Шекспир и история (Барг) - страница 121

…И что мы можем назвать своей полной собственностью, если не имущество наших друзей? О, какое драгоценное утешение заключается в мысли, что такое множество людей может, подобно братьям, располагать состоянием друг друга!

«Тимон Афинский», I, 2

Итак, уравнительные идеи, которые в первых произведениях Шекспира проповедовали представители низов, в период зрелости драматурга исходят из уст «прозревших» представителей верхов. Правда, в последнем случае перед нами скорее мотивы евангельской благотворительности, нежели свидетельство осознания несправедливости существующего строя. Но вот другой пример: мысль об идеальном устройстве общества, высказанная представителем «правителей», оказавшимся (в результате бури) на пустынном острове. Гонзало («старый честный советник короля неаполитанского») говорит:

И королем бы здесь я стал, то, что бы
Устроил я?… Устроил бы я в этом государстве
Иначе все, чем принято у нас.
Я отменил бы всякую торговлю,
Чиновников, судей я упразднил бы…
Я б уничтожил бедность и богатство,
Здесь не было бы ни рабов, ни слуг…
Ни прав наследственных, ни договоров,
Ни огораживания земель.
«Буря», II, 1

Перед нами противопоставление справедливого строя («возможного» на «неведомом острове») подразумеваемому несправедливому строю (на родине). Упоминание об огораживаниях как об одном из наиболее вопиющих воплощений этой несправедливости весьма характерно. И хотя в мечтаниях Гонзало нетрудно разглядеть мотивы, почерпнутые из описаний быта «дикарей» в новооткрытых землях, тем не менее как они созвучны «Утопии» Мора!

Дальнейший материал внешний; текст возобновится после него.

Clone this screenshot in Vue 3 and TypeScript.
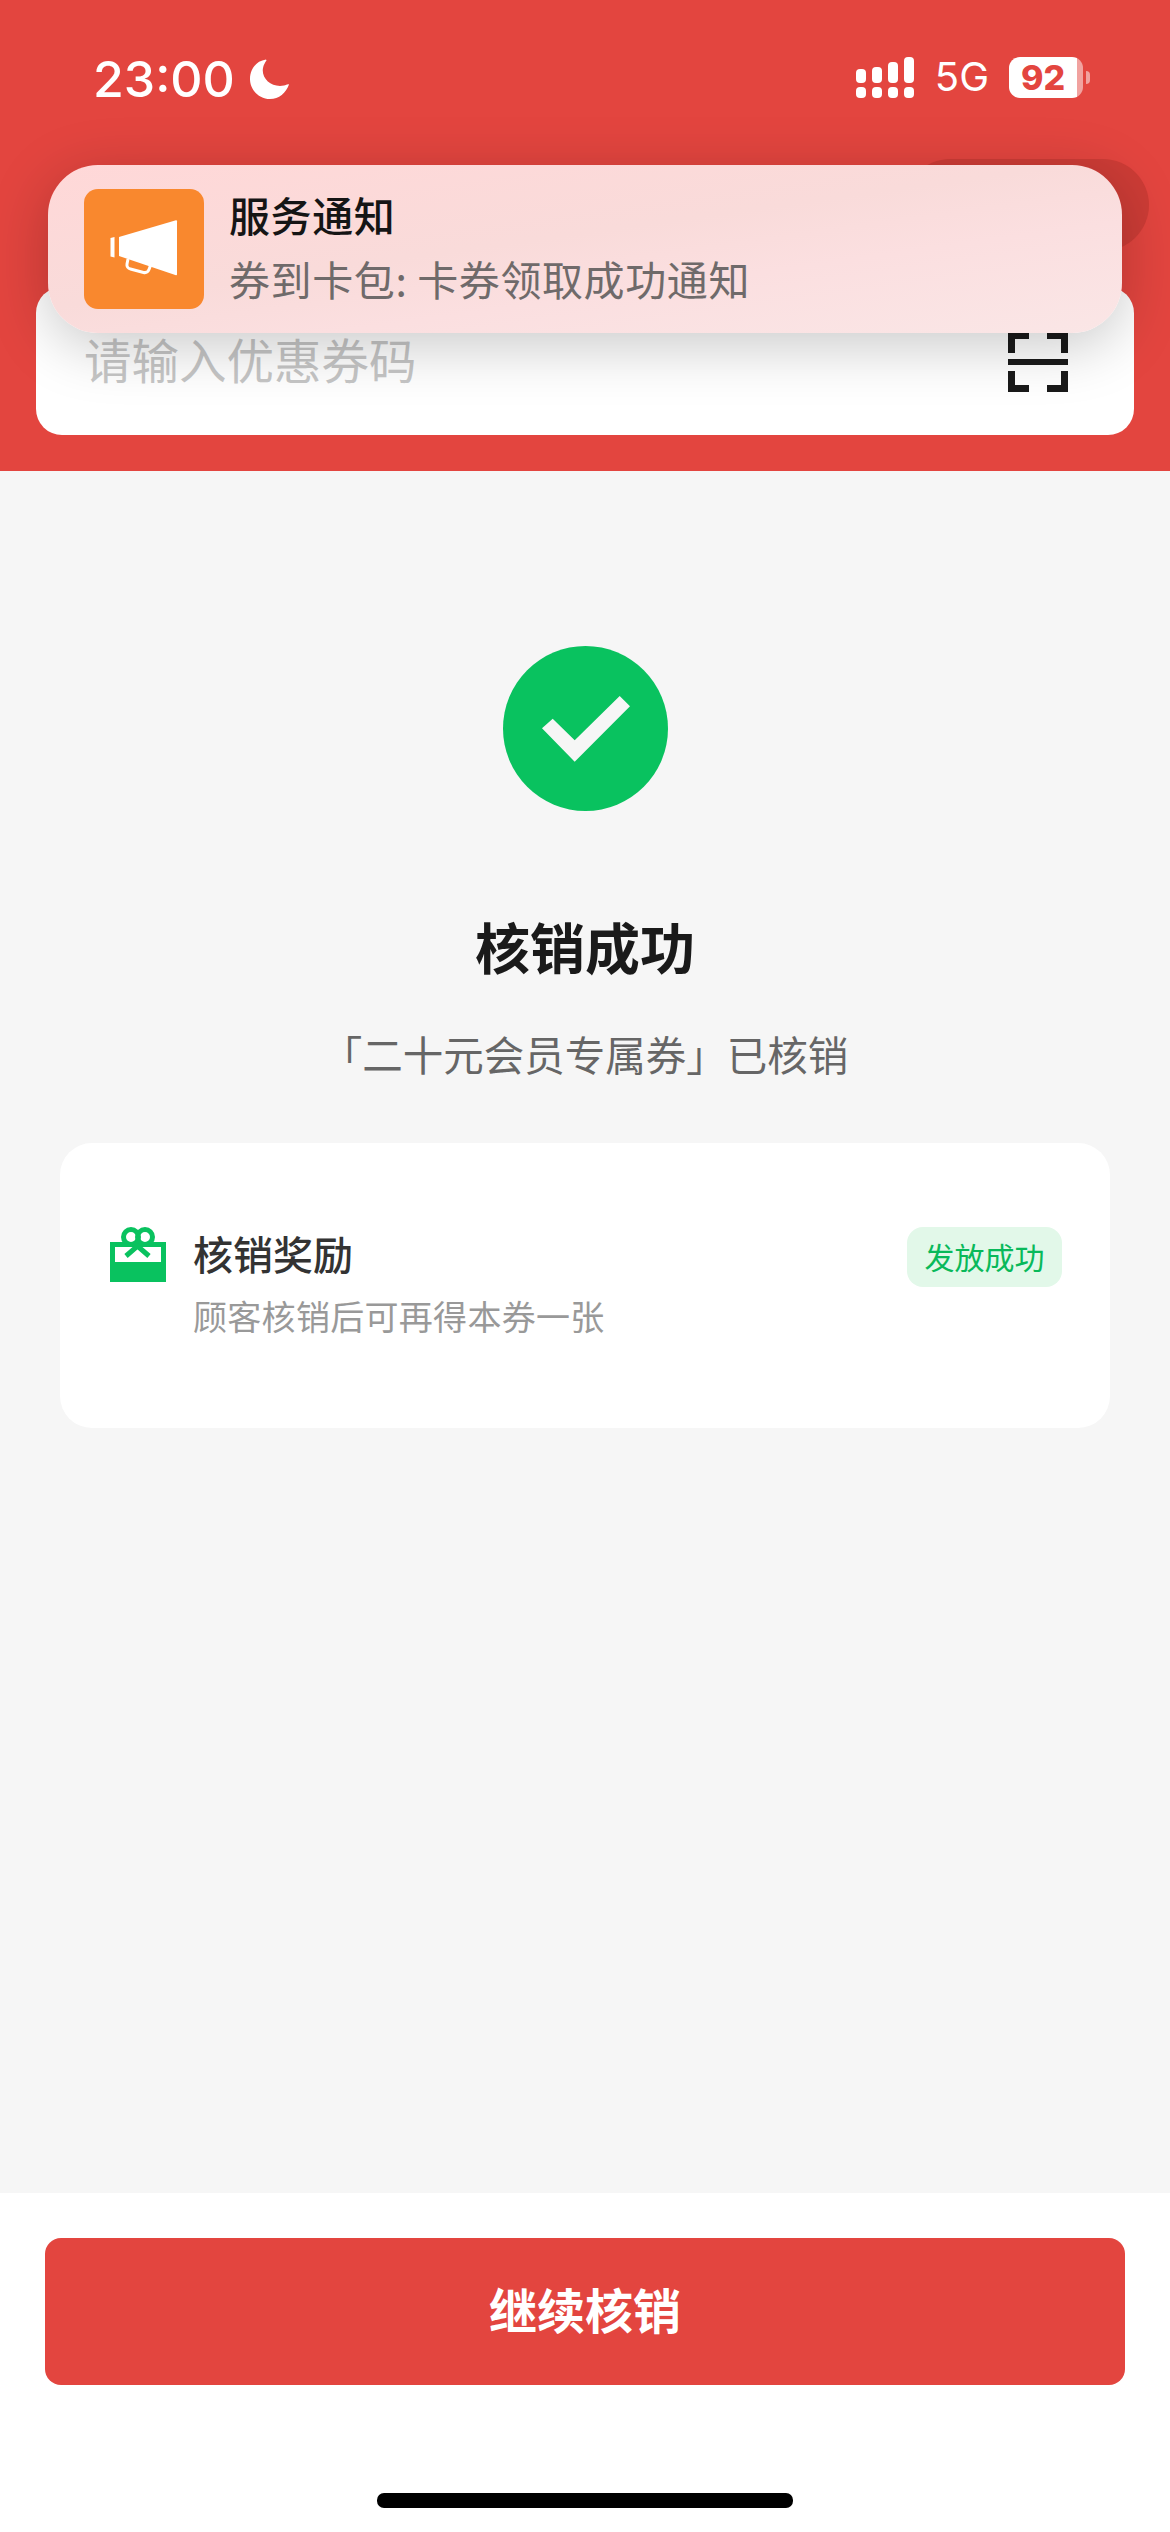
<template>
  <div class="page">
    <header class="top">
      <div class="status">
        <div class="status-left">
          <span class="time">23:00</span>
          <svg class="moon" width="40" height="40" viewBox="0 0 40 40">
            <path d="M16 .5C6 2 0 10 0 20c0 11 9 20 20 20 9 0 16-6 19-14.500-1-1-3 .5-5 1C22 29 11 20 13 9c.5-3 2-5.500 3.500-7.500z" fill="#fff" />
          </svg>
        </div>
        <div class="status-right">
          <div class="signal">
            <div v-for="h in barHeights" :key="h" class="signal-col">
              <i class="signal-bar" :style="{ height: h + 'px' }"></i>
              <i class="signal-dot"></i>
            </div>
          </div>
          <span class="net">5G</span>
          <div class="battery">
            <div class="battery-body"><span>92</span></div>
            <i class="battery-cap"></i>
          </div>
        </div>
      </div>
      <div class="search">
        <span class="placeholder">请输入优惠券码</span>
        <svg class="scan" width="60" height="60" viewBox="0 0 60 60" fill="none" stroke="#1a1a1a" stroke-width="7">
          <path d="M3.500 21V3.500H21M39 3.500h17.500V21M3.500 39v17.500H21M39 56.500h17.500V39" />
          <path d="M0 30h60" stroke-width="6" />
        </svg>
      </div>
      <div class="pill"></div>
      <div class="notice">
        <div class="notice-icon">
          <svg width="68" height="68" viewBox="0 0 68 58">
            <path d="M0.500 18l4-1v20.500l-4-1z" fill="#fff" />
            <path d="M9 17L66 0.300c.6 0 1 .5 1 1v53c0 .6-.5 1-1 1L9 36z" fill="#fff" />
            <path d="M18 39l-1 5c-.5 2.500 1 4.500 3.500 5l13 3.500c2.500.5 4.500-.5 5.500-3l1.500-4" fill="none" stroke="#fff" stroke-width="3" />
          </svg>
        </div>
        <div class="notice-text">
          <div class="notice-title">服务通知</div>
          <div class="notice-sub">券到卡包: 卡券领取成功通知</div>
        </div>
      </div>
    </header>

    <main class="result">
      <svg class="check" width="165" height="165" viewBox="0 0 165 165">
        <circle cx="82.500" cy="82.500" r="82.500" fill="#09c25f" />
        <path d="M39 82.300L49.700 72.700 71.700 94.300 116.700 50 127 60.300 71.700 115.700z" fill="#f6f6f6" />
      </svg>
      <h1 class="result-title">核销成功</h1>
      <p class="result-desc">「二十元会员专属券」已核销</p>

      <section class="reward">
        <svg class="gift" width="56" height="56" viewBox="0 0 56 56">
          <circle cx="21" cy="10" r="7.500" fill="none" stroke="#09c25f" stroke-width="5" />
          <circle cx="35" cy="10" r="7.500" fill="none" stroke="#09c25f" stroke-width="5" />
          <path d="M0 15h56v40H0z" fill="#09c25f" />
          <path d="M5 20h46v15H5z" fill="#fff" />
          <path d="M16 29l11.500-10 11.500 10" fill="none" stroke="#09c25f" stroke-width="5" />
        </svg>
        <div class="reward-text">
          <div class="reward-title">核销奖励</div>
          <div class="reward-sub">顾客核销后可再得本券一张</div>
        </div>
        <span class="reward-badge">发放成功</span>
      </section>
    </main>

    <footer class="bottom">
      <button class="continue">继续核销</button>
      <div class="home-bar"></div>
    </footer>
  </div>
</template>

<script setup lang="ts">
// signal bars, left to right
const barHeights: number[] = [14, 16, 21, 26];
</script>

<style scoped>
.page {
  width: 1170px;
  height: 2532px;
  display: flex;
  flex-direction: column;
  background: #f6f6f6;
  font-family: "Noto Sans CJK SC", "Noto Sans", sans-serif;
  overflow: hidden;
}

.top {
  position: relative;
  height: 471px;
  box-sizing: border-box;
  padding: 56px 36px 0;
  background: #e3453f;
}

.status {
  display: flex;
  justify-content: space-between;
  height: 42px;
  padding: 0 44px 0 57px;
}

.status-left {
  display: flex;
  align-items: center;
  gap: 15px;
  padding-top: 3px;
}

.time {
  font-family: Inter, sans-serif;
  font-size: 50px;
  font-weight: 500;
  line-height: 42px;
  color: #fff;
}

.status-right {
  display: flex;
  align-items: center;
}

.signal {
  display: flex;
  gap: 6px;
}

.signal-col {
  display: flex;
  flex-direction: column;
  justify-content: flex-end;
  gap: 4px;
  height: 42px;
}

.signal-bar,
.signal-dot {
  display: block;
  width: 10px;
  border-radius: 4px;
  background: #fff;
}

.signal-dot {
  height: 11px;
}

.net {
  margin: 0 20px 0 21px;
  font-family: Inter, sans-serif;
  font-size: 40px;
  line-height: 42px;
  color: #fff;
}

.battery {
  display: flex;
  align-items: center;
}

.battery-body {
  width: 74px;
  height: 41px;
  box-sizing: border-box;
  border-radius: 11px;
  display: flex;
  align-items: center;
  justify-content: center;
  padding-right: 6px;
  background: linear-gradient(to right, #fff 68px, rgba(255, 255, 255, 0.5) 68px);
  font-family: Inter, sans-serif;
  font-size: 34px;
  font-weight: 800;
  color: #e3453f;
}

.battery-cap {
  width: 4px;
  height: 13px;
  margin-left: 3px;
  border-radius: 0 7px 7px 0;
  background: rgba(255, 255, 255, 0.5);
}

.search {
  height: 148px;
  margin-top: 189px;
  border-radius: 26px;
  display: flex;
  align-items: center;
  justify-content: space-between;
  padding: 0 66px 0 48px;
  background: #fff;
}

.placeholder {
  margin-bottom: 6px;
  font-size: 47.500px;
  color: #c6c6c6;
}

.scan {
  margin-top: 2px;
}

/* dark button peeking out from under the banner */
.pill {
  position: absolute;
  top: 159px;
  right: 21px;
  width: 245px;
  height: 92px;
  border-radius: 46px;
  background: #cd3c36;
}

.notice {
  position: absolute;
  top: 165px;
  left: 48px;
  width: 1074px;
  height: 168px;
  box-sizing: border-box;
  padding: 24px 36px;
  border-radius: 50px;
  display: flex;
  gap: 25px;
  background: linear-gradient(172deg, #ffd8d8, #f9dbda 45%, #fbdfe0 65%, #fae6e6);
  box-shadow: 0 12px 60px rgba(0, 0, 0, 0.22);
}

.notice-icon {
  width: 120px;
  height: 120px;
  flex-shrink: 0;
  display: flex;
  align-items: center;
  justify-content: center;
  border-radius: 14px;
  background: #f9882e;
}

.notice-text {
  display: flex;
  flex-direction: column;
  gap: 8px;
  margin-top: -3px;
}

.notice-title {
  font-size: 41px;
  line-height: 56px;
  font-weight: 500;
  letter-spacing: 0.6px;
  color: #151515;
}

.notice-sub {
  font-size: 41px;
  line-height: 56px;
  letter-spacing: 0.6px;
  color: #6f6a6a;
}

.result {
  flex: 1;
  display: flex;
  flex-direction: column;
  align-items: center;
  padding: 175px 60px 0;
}

.result-title {
  margin: 95px 0 0;
  font-size: 55px;
  line-height: 78px;
  font-weight: 700;
  color: #1a1a1a;
}

.result-desc {
  margin: 40px 0 0;
  font-size: 40.500px;
  line-height: 60px;
  color: #666;
}

.reward {
  width: 100%;
  height: 285px;
  box-sizing: border-box;
  margin-top: 59px;
  padding: 84px 48px 0 50px;
  border-radius: 32px;
  display: flex;
  align-items: flex-start;
  background: #fff;
}

.gift {
  margin-right: 27px;
  flex-shrink: 0;
}

.reward-text {
  flex: 1;
  margin-top: -2px;
}

.reward-title {
  font-size: 40px;
  line-height: 56px;
  font-weight: 500;
  color: #333;
}

.reward-sub {
  margin-top: 11px;
  font-size: 34px;
  line-height: 48px;
  letter-spacing: 0.3px;
  color: #999;
}

.reward-badge {
  width: 155px;
  height: 60px;
  border-radius: 16px;
  text-align: center;
  font-size: 30px;
  line-height: 58px;
  color: #09b95a;
  background: #e2f8e9;
}

.bottom {
  height: 339px;
  box-sizing: border-box;
  padding: 45px 45px 0;
  background: #fff;
}

.continue {
  display: block;
  width: 100%;
  height: 147px;
  padding: 0 0 7px;
  border: 0;
  border-radius: 16px;
  font-family: inherit;
  font-size: 48px;
  font-weight: 700;
  color: #fff;
  background: #e3453f;
}

.home-bar {
  width: 416px;
  height: 15px;
  margin: 108px auto 0;
  border-radius: 7px;
  background: #000;
}
</style>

Наконец, вспомним восклицание Имогены в пьесе «Цимбелин» (III, 6):

О, если бы на земле существовали
Такие короли, под чьим господством
Исчезли б рабство, голод и нужда,
Дворцы такие, где одна лишь совесть
Мерилом бы величия служила.

Разумеется, контекст этих идей от пьесы к пьесе меняется, меняются и «эпоха», к которой они относятся, и «география» их распространения. Не сомневаемся, анализ этих идей в контексте надлежащих драм выявил бы не только разнородность обстановки, которой они были навеяны, но и различия их по существу. Однако сама возможность «составить» цепочку социально-утопических, уравнительных идей (первое упоминание которых мы находим в «Генрихе VI», а последнее — в «Цимбелине») приобретает важное значение для понимания специфики шекспировского историзма.

Итак, народные низы в хрониках Шекспира, даже когда они лишь словесно выражают свое отношение к происходящему на вершине власти, — великая историческая сила, в конечном счете — сила, решающая судьбы противоборствующих «партий». Постоянно исходящая от народа угроза активного вмешательства в ход исторических событий заставляет правителей действовать с оглядкой на него. Так или иначе — без «голоса народа» не происходит ни одно крупное событие в политической жизни страны. Но в то же время народные низы — сила стихийная; оказавшись на политической сцене, они тотчас же обнаруживают политическую незрелость, наивность. Характерно, что Шекспир в такой же мере отказывает восставшим низам в разумности действий (усматривая в последних лишь силу, разрушительную для государственного начала и, следовательно, с его точки зрения, столь же пагубную для блага самих восставших), в какой наделяет их высшей мудростью, когда они выступают в роли посторонних наблюдателей, судей политики власть имущих. В то же время сами низы отнюдь не склонны прислушиваться к устрашающим назиданиям «старшего брата» по поводу пагубности их действий: когда они оказываются на грани, за которой дальнейшее ухудшение уже невозможно, на грани отчаяния — они восстают. По этой причине всякое активное действие с их стороны может только вселять надежду на улучшение. Отсюда неустрашимость восставшего народа. И тем не менее не подлежит сомнению, что гуманистический идеал «гармонии в государстве», отразившийся в творениях Шекспира, основывался на сохранении и существующей монархии и унаследованного сословно-иерархического строя, при том, однако, непременном условии, чтобы этот строй базировался на принципе «взаимной полезности» и «добрососедства». В противном случае он теряет всякое разумное основание.